>> begin DATA EXCERPTS

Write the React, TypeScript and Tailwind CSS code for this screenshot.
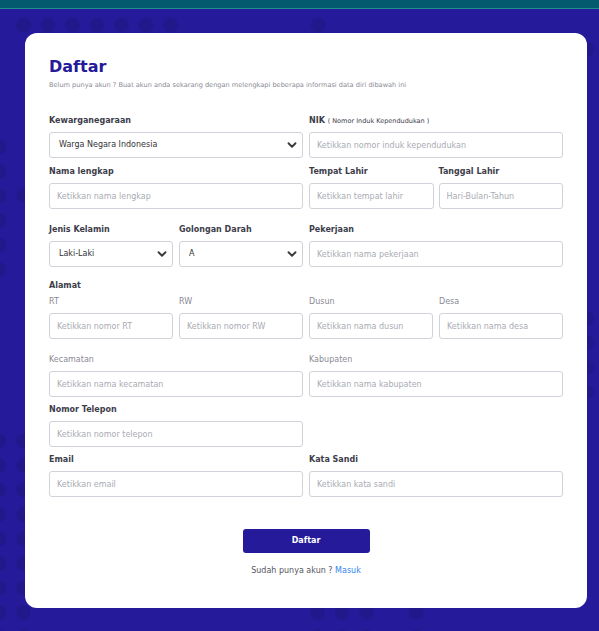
import { ChevronDown } from "lucide-react";

// dotted background clusters: [left, top, width, height]
const dotBlocks: string[] = [
  "left-[10px] top-[12px] w-[175px] h-[25px]",
  "left-[305px] top-[12px] w-[25px] h-[25px]",
  "left-[575px] top-[38px] w-[24px] h-[25px]",
  "left-0 top-[130px] w-[12px] h-[148px]",
  "left-[12px] top-[181px] w-[24px] h-[24px]",
  "left-0 top-[425px] w-[36px] h-[206px]",
  "left-[575px] top-[302px] w-[24px] h-[98px]",
  "left-[305px] top-[600px] w-[74px] h-[31px]",
  "left-[403px] top-[600px] w-[25px] h-[31px]",
];

const Label = ({ children }: { children: React.ReactNode }) => (
  <p className="text-[8px] leading-[12px] font-bold text-[#3d3d4a] mb-[5px]">{children}</p>
);

const SubLabel = ({ children }: { children: React.ReactNode }) => (
  <p className="text-[8px] leading-[12px] text-[#8a8a94] mb-[5px]">{children}</p>
);

const Input = ({ placeholder }: { placeholder: string }) => (
  <input
    placeholder={placeholder}
    className="block w-full h-[26px] border border-[#cfd2d8] rounded-[3px] px-[7px] text-[8px] text-[#333] placeholder:text-[#a9abb3] outline-none bg-white"
  />
);

const Select = ({ value }: { value: string }) => (
  <div className="w-full h-[26px] border border-[#cfd2d8] rounded-[3px] pl-[9px] pr-[3px] flex items-center justify-between bg-white">
    <span className="text-[8px] text-[#333]">{value}</span>
    <ChevronDown size={14} strokeWidth={3.2} className="text-[#3a3a3a]" />
  </div>
);

export default function App() {
  return (
    <div className="min-h-screen bg-[#251a9a] font-['DejaVu_Sans',sans-serif] relative overflow-hidden">
      <div className="h-[9px] bg-[#035a6e] border-b border-[#1f8c8e]" />
      {dotBlocks.map((c, i) => (
        <div
          key={i}
          className={`absolute ${c} bg-fixed bg-[radial-gradient(circle,#21188c_7px,transparent_7.6px)] bg-[length:24.5px_24.5px] bg-[position:11.25px_12.25px]`}
        />
      ))}

      <div className="relative z-10 ml-[25px] mt-[24px] w-[562px] h-[575px] bg-white rounded-[12px] px-[24px] pt-[24px]">
        <h1 className="text-[16px] leading-[20px] font-extrabold text-[#241a9a]">Daftar</h1>
        <p className="text-[6.6px] leading-[10px] text-[#8a8a94] mt-[3px]">
          Belum punya akun ? Buat akun anda sekarang dengan melengkapi beberapa informasi data diri dibawah ini
        </p>

        <div className="grid grid-cols-2 gap-x-[6px] mt-[25px]">
          <div>
            <Label>Kewarganegaraan</Label>
            <Select value="Warga Negara Indonesia" />
          </div>
          <div>
            <Label>
              NIK <span className="font-normal text-[6.5px]">( Nomor Induk Kependudukan )</span>
            </Label>
            <Input placeholder="Ketikkan nomor induk kependudukan" />
          </div>
        </div>

        <div className="grid grid-cols-2 gap-x-[6px] mt-[8px]">
          <div>
            <Label>Nama lengkap</Label>
            <Input placeholder="Ketikkan nama lengkap" />
          </div>
          <div className="grid grid-cols-2 gap-x-[5px]">
            <div>
              <Label>Tempat Lahir</Label>
              <Input placeholder="Ketikkan tempat lahir" />
            </div>
            <div>
              <Label>Tanggal Lahir</Label>
              <Input placeholder="Hari-Bulan-Tahun" />
            </div>
          </div>
        </div>

        <div className="grid grid-cols-2 gap-x-[6px] mt-[15px]">
          <div className="grid grid-cols-2 gap-x-[6px]">
            <div>
              <Label>Jenis Kelamin</Label>
              <Select value="Laki-Laki" />
            </div>
            <div>
              <Label>Golongan Darah</Label>
              <Select value="A" />
            </div>
          </div>
          <div>
            <Label>Pekerjaan</Label>
            <Input placeholder="Ketikkan nama pekerjaan" />
          </div>
        </div>

        <p className="text-[8px] leading-[12px] font-bold text-[#3d3d4a] mt-[13px] mb-[4px]">Alamat</p>
        <div className="grid grid-cols-4 gap-x-[6px]">
          <div>
            <SubLabel>RT</SubLabel>
            <Input placeholder="Ketikkan nomor RT" />
          </div>
          <div>
            <SubLabel>RW</SubLabel>
            <Input placeholder="Ketikkan nomor RW" />
          </div>
          <div>
            <SubLabel>Dusun</SubLabel>
            <Input placeholder="Ketikkan nama dusun" />
          </div>
          <div>
            <SubLabel>Desa</SubLabel>
            <Input placeholder="Ketikkan nama desa" />
          </div>
        </div>

        <div className="grid grid-cols-2 gap-x-[6px] mt-[15px]">
          <div>
            <SubLabel>Kecamatan</SubLabel>
            <Input placeholder="Ketikkan nama kecamatan" />
          </div>
          <div>
            <SubLabel>Kabupaten</SubLabel>
            <Input placeholder="Ketikkan nama kabupaten" />
          </div>
        </div>

        <div className="grid grid-cols-2 gap-x-[6px] mt-[7px]">
          <div>
            <Label>Nomor Telepon</Label>
            <Input placeholder="Ketikkan nomor telepon" />
          </div>
        </div>

        <div className="grid grid-cols-2 gap-x-[6px] mt-[7px]">
          <div>
            <Label>Email</Label>
            <Input placeholder="Ketikkan email" />
          </div>
          <div>
            <Label>Kata Sandi</Label>
            <Input placeholder="Ketikkan kata sandi" />
          </div>
        </div>

        <button className="block mx-auto mt-[32px] w-[127px] h-[24px] bg-[#241a9a] rounded-[3px] text-white text-[8px] font-bold">
          Daftar
        </button>
        <p className="text-center text-[8px] leading-[12px] text-[#555560] mt-[12px]">
          Sudah punya akun ? <span className="text-[#2f86f0]">Masuk</span>
        </p>
      </div>
    </div>
  );
}
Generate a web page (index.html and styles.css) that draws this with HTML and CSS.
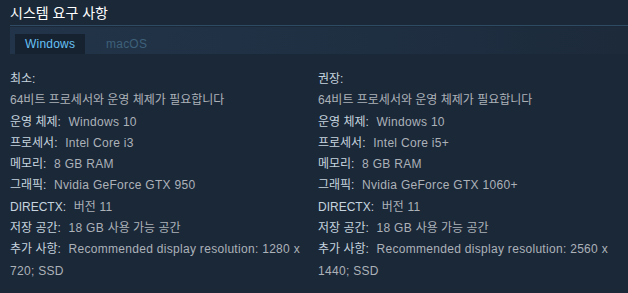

>> end DATA EXCERPTS

[WHAT TO PRODUCE] Strip out the images, then output the records above word for word.

[WRITTEN RESPONSE]
Write the React, TypeScript and Tailwind CSS code for this screenshot.
import { ChevronDown } from "lucide-react";

// dotted background clusters: [left, top, width, height]
const dotBlocks: string[] = [
  "left-[10px] top-[12px] w-[175px] h-[25px]",
  "left-[305px] top-[12px] w-[25px] h-[25px]",
  "left-[575px] top-[38px] w-[24px] h-[25px]",
  "left-0 top-[130px] w-[12px] h-[148px]",
  "left-[12px] top-[181px] w-[24px] h-[24px]",
  "left-0 top-[425px] w-[36px] h-[206px]",
  "left-[575px] top-[302px] w-[24px] h-[98px]",
  "left-[305px] top-[600px] w-[74px] h-[31px]",
  "left-[403px] top-[600px] w-[25px] h-[31px]",
];

const Label = ({ children }: { children: React.ReactNode }) => (
  <p className="text-[8px] leading-[12px] font-bold text-[#3d3d4a] mb-[5px]">{children}</p>
);

const SubLabel = ({ children }: { children: React.ReactNode }) => (
  <p className="text-[8px] leading-[12px] text-[#8a8a94] mb-[5px]">{children}</p>
);

const Input = ({ placeholder }: { placeholder: string }) => (
  <input
    placeholder={placeholder}
    className="block w-full h-[26px] border border-[#cfd2d8] rounded-[3px] px-[7px] text-[8px] text-[#333] placeholder:text-[#a9abb3] outline-none bg-white"
  />
);

const Select = ({ value }: { value: string }) => (
  <div className="w-full h-[26px] border border-[#cfd2d8] rounded-[3px] pl-[9px] pr-[3px] flex items-center justify-between bg-white">
    <span className="text-[8px] text-[#333]">{value}</span>
    <ChevronDown size={14} strokeWidth={3.2} className="text-[#3a3a3a]" />
  </div>
);

export default function App() {
  return (
    <div className="min-h-screen bg-[#251a9a] font-['DejaVu_Sans',sans-serif] relative overflow-hidden">
      <div className="h-[9px] bg-[#035a6e] border-b border-[#1f8c8e]" />
      {dotBlocks.map((c, i) => (
        <div
          key={i}
          className={`absolute ${c} bg-fixed bg-[radial-gradient(circle,#21188c_7px,transparent_7.6px)] bg-[length:24.5px_24.5px] bg-[position:11.25px_12.25px]`}
        />
      ))}

      <div className="relative z-10 ml-[25px] mt-[24px] w-[562px] h-[575px] bg-white rounded-[12px] px-[24px] pt-[24px]">
        <h1 className="text-[16px] leading-[20px] font-extrabold text-[#241a9a]">Daftar</h1>
        <p className="text-[6.6px] leading-[10px] text-[#8a8a94] mt-[3px]">
          Belum punya akun ? Buat akun anda sekarang dengan melengkapi beberapa informasi data diri dibawah ini
        </p>

        <div className="grid grid-cols-2 gap-x-[6px] mt-[25px]">
          <div>
            <Label>Kewarganegaraan</Label>
            <Select value="Warga Negara Indonesia" />
          </div>
          <div>
            <Label>
              NIK <span className="font-normal text-[6.5px]">( Nomor Induk Kependudukan )</span>
            </Label>
            <Input placeholder="Ketikkan nomor induk kependudukan" />
          </div>
        </div>

        <div className="grid grid-cols-2 gap-x-[6px] mt-[8px]">
          <div>
            <Label>Nama lengkap</Label>
            <Input placeholder="Ketikkan nama lengkap" />
          </div>
          <div className="grid grid-cols-2 gap-x-[5px]">
            <div>
              <Label>Tempat Lahir</Label>
              <Input placeholder="Ketikkan tempat lahir" />
            </div>
            <div>
              <Label>Tanggal Lahir</Label>
              <Input placeholder="Hari-Bulan-Tahun" />
            </div>
          </div>
        </div>

        <div className="grid grid-cols-2 gap-x-[6px] mt-[15px]">
          <div className="grid grid-cols-2 gap-x-[6px]">
            <div>
              <Label>Jenis Kelamin</Label>
              <Select value="Laki-Laki" />
            </div>
            <div>
              <Label>Golongan Darah</Label>
              <Select value="A" />
            </div>
          </div>
          <div>
            <Label>Pekerjaan</Label>
            <Input placeholder="Ketikkan nama pekerjaan" />
          </div>
        </div>

        <p className="text-[8px] leading-[12px] font-bold text-[#3d3d4a] mt-[13px] mb-[4px]">Alamat</p>
        <div className="grid grid-cols-4 gap-x-[6px]">
          <div>
            <SubLabel>RT</SubLabel>
            <Input placeholder="Ketikkan nomor RT" />
          </div>
          <div>
            <SubLabel>RW</SubLabel>
            <Input placeholder="Ketikkan nomor RW" />
          </div>
          <div>
            <SubLabel>Dusun</SubLabel>
            <Input placeholder="Ketikkan nama dusun" />
          </div>
          <div>
            <SubLabel>Desa</SubLabel>
            <Input placeholder="Ketikkan nama desa" />
          </div>
        </div>

        <div className="grid grid-cols-2 gap-x-[6px] mt-[15px]">
          <div>
            <SubLabel>Kecamatan</SubLabel>
            <Input placeholder="Ketikkan nama kecamatan" />
          </div>
          <div>
            <SubLabel>Kabupaten</SubLabel>
            <Input placeholder="Ketikkan nama kabupaten" />
          </div>
        </div>

        <div className="grid grid-cols-2 gap-x-[6px] mt-[7px]">
          <div>
            <Label>Nomor Telepon</Label>
            <Input placeholder="Ketikkan nomor telepon" />
          </div>
        </div>

        <div className="grid grid-cols-2 gap-x-[6px] mt-[7px]">
          <div>
            <Label>Email</Label>
            <Input placeholder="Ketikkan email" />
          </div>
          <div>
            <Label>Kata Sandi</Label>
            <Input placeholder="Ketikkan kata sandi" />
          </div>
        </div>

        <button className="block mx-auto mt-[32px] w-[127px] h-[24px] bg-[#241a9a] rounded-[3px] text-white text-[8px] font-bold">
          Daftar
        </button>
        <p className="text-center text-[8px] leading-[12px] text-[#555560] mt-[12px]">
          Sudah punya akun ? <span className="text-[#2f86f0]">Masuk</span>
        </p>
      </div>
    </div>
  );
}
Generate a web page (index.html and styles.css) that draws this with HTML and CSS.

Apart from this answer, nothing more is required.